This article was published 25/10/2012 (4706 days ago), so information in it may no longer be current.
For the first time since Lord Selkirk arrived 200 years ago, a non-European language is one of the two primary languages spoken in Winnipeg.
There are now more Filipino-speaking residents — whose primary language is Tagalog — than French, which was the first European language uttered on the northern plains.
According to the 2011 census, nearly five per cent of Winnipeggers said they speak the Filipino dialect at home, compared to 3.4 per cent in 2006. The number of French speakers fell to 4.1 per cent from 4.4 per cent in 2006.

“There’s the phenomenon of immigration,” said Denis Ferre, superintendent for the Franco-Manitoban School Division. “Most of our (French-language) immigration comes from Africa and north Africa, but the percentage of anglophone immigration is always going to be higher.”
Holding strong at No. 1 is English. Nearly 73 per cent of Winnipeggers say it is their mother tongue, down from nearly 75 per cent in 2006.
The Filipino dialect saw the largest increase of all languages in Canada. Nationally, nearly 279,000 people reported speaking it most often at home, compared with 170,000 in 2006, an increase of 64 per cent.
Despite the increase, keeping the language alive hasn’t been easy, says the head of a group that has operated Filipino after-school programs in Winnipeg for decades.
“Our enrolment in the after-school program is dwindling,” said Gemma Dalayoan, president of the Manitoba Association of Filipino Teachers.
Once a week, students in grades 2 to 6 attend classes in Filipino language and heritage at 14 schools in the inner city and northern part of the Winnipeg School Division, where there are large Filipino populations. The instructors are volunteers who receive a small honorarium, the retired vice-principal said.
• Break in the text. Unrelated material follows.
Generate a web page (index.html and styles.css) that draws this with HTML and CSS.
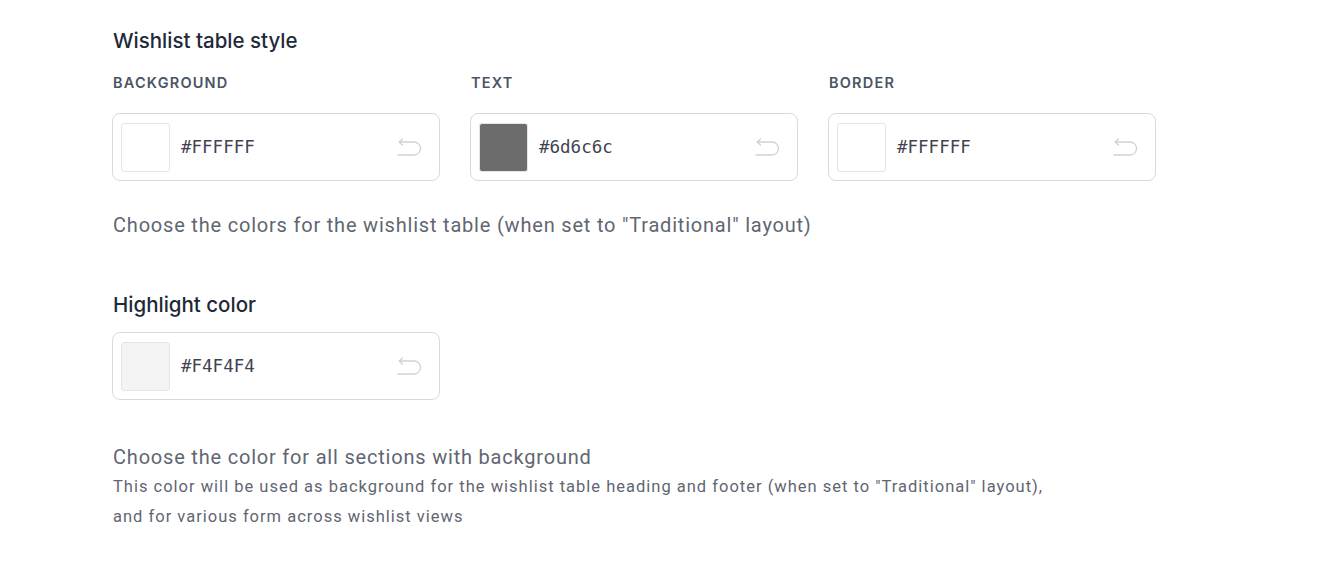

The editor of Pilipino Express, one of Winnipeg’s several Filipino newspapers, said the language will decline once immigration from the Philippines declines. “… Ultimately, it will decline naturally like the earlier immigrant languages, such as German and Ukrainian,” said Emmie Joaquin.
For now, knowing Tagalog is the second most spoken language in Winnipeg is kind of a vindication for one of the city’s most well-known Filipinos.
“It was really a struggle to make this language stay alive at home,” said Manitoba Culture, Heritage and Tourism Minister Flor Marcelino.
She and her husband emigrated from the Philippines and gave all five of their kids Filipino names at a time when many newcomers were adopting western names.
The kids’ first language was Tagalog. They learned English when they went to school, but they were rewarded for speaking Tagalog at home.
“We really encouraged them to speak that language,” Marcelino said.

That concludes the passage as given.